Upon receiving the green light to shoot, Dunn emerged as the team's primary scoring source at both Union and Delta.

"Payne Montgomery taught me to shoot a jump shot and how to go across the zone and play the post," Dunn said.

But it was Dunn's speed rather than her jump shot that led to her unappreciated nickname, which pops up occasionally to this day.

"Super Chicken, that was my nickname back then, and I hated it so badly," Dunn smiled. "We played a team in Arkansas and I was real fast. There was a cartoon called 'Super Chicken,' and the main character made a certain chicken noise.

"When I first moved back, coaches Ivory Smith, Billy Rabon and Payne Montgomery started calling me, 'Super.'"

Dunn was a junior when Louisiana's public schools were integrated in 1969-70. Students from the white high schools in eastern Morehouse Parish — Mer Rouge, Collinston and Oak Ridge — joined the black students at Union High (Bonita remained a separate high school at the time). Though accounts of the National Guard being called in to maintain order as schools were integrated throughout the south have been well-publicized, Dunn says no such problems were experienced at Delta.

"It was a wonderful time," Dunn said. "We shared and we cared. The teachers started preparing us for integration the year before. They told us we had to be nice (to the white students), which wasn't a problem because we were nice to each other anyway. I can't recall a single fight."

As she accepted her plaque, Dunn's thoughts drifted back to her former teammate and fellow All-State honoree.

"I have so many memories about Jess. She was our salutatorian and Dr. Tim Spires was our valedictorian," Dunn said. "Jess was a team player. Her parents (Hubert and Louise Sims) rooted for me as much as my dad (James Massey) rooted for me. Mrs. Sims was our biggest cheerleader. You could see her in the bleachers sitting in her certain spot as we made our way onto the court."

An all-around athlete, Dunn also excelled in track and played softball.

Upon graduating from Delta, Dunn enrolled at Northeast Louisiana University (now ULM) and briefly continued her hoops career at a time when women's sports were in the startup stage.

"I made NLU's first team in 1973," Dunn said. "Coach Betty Faught scouted me. We only played a couple of schools. There just wasn't a future in women's basketball at that time, so I went into business."

Dunn, however, has never lost her love for the game.

"I have always dreamed of coaching a team," Dunn said. "I would love to coach a team of high school girls."

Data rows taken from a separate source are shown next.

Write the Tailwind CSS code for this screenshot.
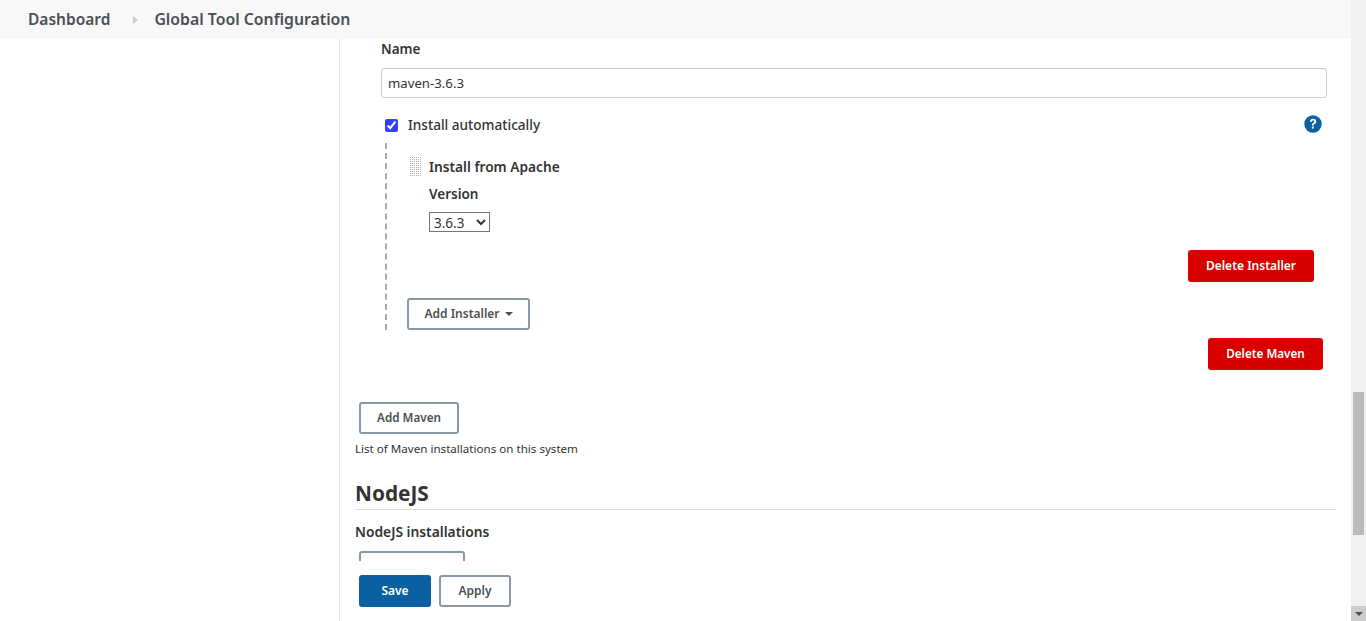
<!DOCTYPE html>
<html lang="en">
<head>
<meta charset="utf-8">
<title>Global Tool Configuration</title>
<script src="https://cdn.jsdelivr.net/npm/@tailwindcss/browser@4"></script>
</head>
<body class="m-0 bg-white overflow-hidden font-['Noto_Sans',sans-serif] text-[#333]">
<div class="flex h-[621px] w-[1366px] overflow-hidden">
  <div class="flex flex-col w-[1351px] h-full">
    <header class="h-[39px] shrink-0 bg-[#f8f8f8] flex items-center pl-[28px] text-[15.5px] font-semibold text-[#4a4f55]">
      <span>Dashboard</span>
      <svg class="ml-[23px] mr-[16px] w-[5px] h-[8px]" viewBox="0 0 5 8"><path d="M0 0l5 4-5 4z" fill="#ccc"/></svg>
      <span class="text-[15.8px]">Global Tool Configuration</span>
    </header>
    <div class="flex flex-1 min-h-0">
      <aside class="w-[340px] shrink-0 border-r border-[#e6e6e6]"></aside>
      <main class="flex-1 flex flex-col min-w-0">
        <div class="h-[522px] overflow-hidden pl-[15px] pr-[15px] shrink-0">
          <div class="pl-[26px] pr-[9px]">
            <div class="text-[13.5px] font-semibold leading-[20px] text-[#333]">Name</div>
            <input class="block mt-[9px] w-full h-[30px] border border-[#ccc] rounded-[3px] px-[6px] text-[13.2px] text-[#333] bg-white" value="maven-3.6.3">
            <div class="flex items-center mt-[17px] h-[20px] pl-[4px] pr-[5px]">
              <input type="checkbox" checked class="w-[13px] h-[13px] m-0 accent-[#3340ff]">
              <span class="ml-[10px] text-[13.6px] font-medium">Install automatically</span>
              <svg class="ml-auto mb-[2px] w-[18px] h-[18px]" viewBox="0 0 18 18"><circle cx="9" cy="9" r="8.700" fill="#0b60a1"/><path d="M5.800 6.800c.1-1.900 1.500-3.100 3.400-3.100 1.800 0 3.100 1.100 3.100 2.700 0 1.100-.5 1.800-1.500 2.400-.8.500-1 .8-1 1.700H7.900c0-1.400.3-2 1.200-2.600.8-.5 1.100-.9 1.100-1.400 0-.7-.4-1.100-1.100-1.100-.8 0-1.200.5-1.300 1.400zM7.900 11.500h1.900v2.100H7.900z" fill="#fff"/></svg>
            </div>
            <div class="mt-[8px] ml-[4px] h-[187px] border-l-2 border-dashed border-[#aaa] pl-[23px] flex flex-col">
              <div class="flex items-center h-[20px] mt-[14px]">
                <svg class="w-[12px] h-[20px] shrink-0" viewBox="0 0 12 20"><defs><pattern id="g" width="2" height="2" patternUnits="userSpaceOnUse"><rect width="1" height="1" fill="#b0b0b0"/></pattern></defs><rect width="12" height="20" fill="url(#g)"/></svg>
                <span class="ml-[7px] text-[13.7px] font-semibold text-[#333]">Install from Apache</span>
              </div>
              <div class="ml-[19px] mt-[7px] text-[13.5px] font-semibold leading-[20px]">Version</div>
              <select class="ml-[19px] mt-[8px] w-[61px] h-[20px] border border-[#767676] bg-white text-[13.5px] rounded-none"><option>3.6.3</option></select>
              <button class="self-end mr-[13px] mt-[18px] w-[126px] h-[32px] rounded-[3px] bg-[#d90000] text-white text-[12px] font-semibold">Delete Installer</button>
              <button class="self-start mt-[16px] -ml-[3px] w-[123px] h-[32px] rounded-[3px] border-2 border-[#8a97a5] bg-white text-[#4a4f55] text-[12px] font-semibold flex items-center justify-center gap-[5px]">Add Installer<svg class="w-[8px] h-[4px]" viewBox="0 0 8 4"><path d="M0 0h8L4 4z" fill="#4a4f55"/></svg></button>
            </div>
            <div class="flex justify-end pr-[4px]">
              <button class="mt-[8px] w-[115px] h-[32px] rounded-[3px] bg-[#d90000] text-white text-[11.7px] font-semibold">Delete Maven</button>
            </div>
          </div>
          <button class="block mt-[32px] ml-[4px] w-[100px] h-[32px] rounded-[3px] border-2 border-[#8a97a5] bg-white text-[#4a4f55] text-[11.7px] font-semibold">Add Maven</button>
          <div class="mt-[6px] text-[11.6px] leading-[18px] text-[#333]">List of Maven installations on this system</div>
          <div class="mt-[21px] pb-[2px] border-b border-[#ddd] text-[20.8px] font-bold leading-[28px] text-[#333]">NodeJS</div>
          <div class="mt-[12px] text-[13.8px] font-semibold leading-[20px]">NodeJS installations</div>
          <button class="block mt-[9px] ml-[4px] w-[106px] h-[32px] rounded-[3px] border-2 border-[#8a97a5] bg-white"></button>
        </div>
        <div class="flex-1 flex items-start pl-[19px] pt-[14px] gap-[8px]">
          <button class="w-[72px] h-[32px] rounded-[3px] bg-[#0b60a1] text-white text-[12px] font-semibold">Save</button>
          <button class="w-[72px] h-[32px] rounded-[3px] border-2 border-[#8a97a5] bg-white text-[#4a4f55] text-[12px] font-semibold">Apply</button>
        </div>
      </main>
    </div>
  </div>
  <div class="w-[15px] h-full bg-[#f0f0f0] flex flex-col items-center">
    <div class="mt-[392px] w-[11px] h-[143px] bg-[#bababa]"></div>
    <div class="mt-auto w-[15px] h-[15px] bg-[#cdcdcd] flex items-center justify-center"><svg class="w-[8px] h-[4px]" viewBox="0 0 8 4"><path d="M0 0h8L4 4z" fill="#505050"/></svg></div>
  </div>
</div>
</body>
</html>
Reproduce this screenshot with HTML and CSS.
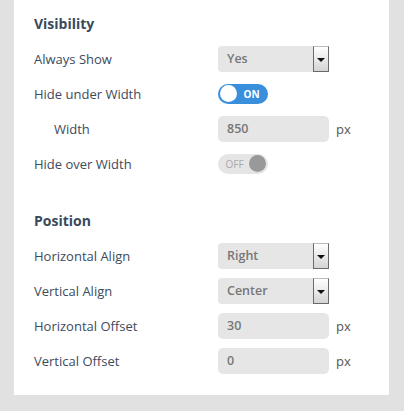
FILE: index.html
```html
<!DOCTYPE html>
<html>
<head>
<meta charset="utf-8">
<link rel="stylesheet" href="styles.css">
</head>
<body>
<div class="panel">
  <h3 class="heading">Visibility</h3>
  <div class="row">
    <span class="label">Always Show</span>
    <div class="select"><span class="value">Yes</span><span class="arrow"></span></div>
  </div>
  <div class="row">
    <span class="label">Hide under Width</span>
    <div class="toggle on"><span class="knob"></span><span class="ttext">ON</span></div>
  </div>
  <div class="row">
    <span class="label indent">Width</span>
    <div class="field"><div class="input">850</div><span class="unit">px</span></div>
  </div>
  <div class="row">
    <span class="label">Hide over Width</span>
    <div class="toggle off"><span class="ttext">OFF</span><span class="knob"></span></div>
  </div>

  <h3 class="heading second">Position</h3>
  <div class="row">
    <span class="label">Horizontal Align</span>
    <div class="select"><span class="value">Right</span><span class="arrow"></span></div>
  </div>
  <div class="row">
    <span class="label">Vertical Align</span>
    <div class="select"><span class="value">Center</span><span class="arrow"></span></div>
  </div>
  <div class="row">
    <span class="label">Horizontal Offset</span>
    <div class="field"><div class="input">30</div><span class="unit">px</span></div>
  </div>
  <div class="row">
    <span class="label">Vertical Offset</span>
    <div class="field"><div class="input">0</div><span class="unit">px</span></div>
  </div>
</div>
</body>
</html>
```

FILE: styles.css
```css
html, body {
  margin: 0;
  padding: 0;
}
body {
  background: #e1e1e1;
  font-family: "Open Sans", "Liberation Sans", sans-serif;
  color: #3d4a5c;
  width: 404px;
  height: 411px;
  overflow: hidden;
}
.panel {
  margin-left: 14px;
  width: 355px;
  background: #fff;
  padding: 6px 0 17px 20px;
}
.heading {
  margin: 0;
  height: 35px;
  line-height: 35px;
  font-size: 14px;
  font-weight: 700;
  color: #3a4a5e;
}
.heading.second {
  margin-top: 22px;
}
.row {
  display: grid;
  grid-template-columns: 184px 1fr;
  align-items: center;
  height: 35px;
}
.label {
  font-size: 13px;
}
.label.indent {
  padding-left: 20px;
}
.select {
  width: 111px;
  height: 26px;
  background: #e6e6e6;
  border-radius: 4px 0 0 4px;
  display: flex;
  align-items: center;
  justify-content: space-between;
  box-sizing: border-box;
}
.value, .input {
  font-size: 12.5px;
  font-weight: 600;
  color: #777;
  padding-left: 9px;
}
.arrow {
  width: 16px;
  height: 26px;
  box-sizing: border-box;
  border: 1px solid #6a6a6a;
  border-top-color: #bbb;
  background: linear-gradient(#ffffff, #d4d4d4);
  position: relative;
}
.arrow::after {
  content: "";
  position: absolute;
  left: 3px;
  top: 11px;
  border-left: 4px solid transparent;
  border-right: 4px solid transparent;
  border-top: 4px solid #111;
}
.field {
  display: flex;
  align-items: center;
}
.input {
  width: 111px;
  height: 26px;
  line-height: 26px;
  background: #e6e6e6;
  border-radius: 5px;
  box-sizing: border-box;
}
.unit {
  margin-left: 7px;
  font-size: 13px;
  color: #555;
}
.toggle {
  width: 50px;
  height: 20px;
  border-radius: 10px;
  display: flex;
  align-items: center;
  box-sizing: border-box;
  padding: 0 2px;
}
.toggle .ttext {
  font-size: 10px;
  font-weight: 700;
  flex: 1;
  text-align: center;
}
.toggle.on {
  background: #3a8fdd;
  color: #fff;
}
.toggle.on .knob {
  width: 17px;
  height: 17px;
  border-radius: 50%;
  background: #fff;
}
.toggle.off {
  background: #e5e5e5;
  color: #aaa;
}
.toggle.off .ttext {
  font-weight: 400;
}
.toggle.off .knob {
  width: 17px;
  height: 17px;
  border-radius: 50%;
  background: #999;
}
```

Upon receiver her business administration degree with a minor in education, Dunn married and spent time in Texas and Germany.

Following the death of her father, Dunn returned to Morehouse Parish 34 years ago and has been employed at the same place ever since. During her tenure at the Bastrop vocational school, Dunn has served as a teacher, department chair and director. The vo-tech school is now a satellite campus of Louisiana Delta Community College.

In addition to her work at the school, Dunn and her brother, Osie Massey, operate Po Folks.

"It's a ministry," Dunn said. "We sell used furniture and household items. We don't want people to have to rent furniture."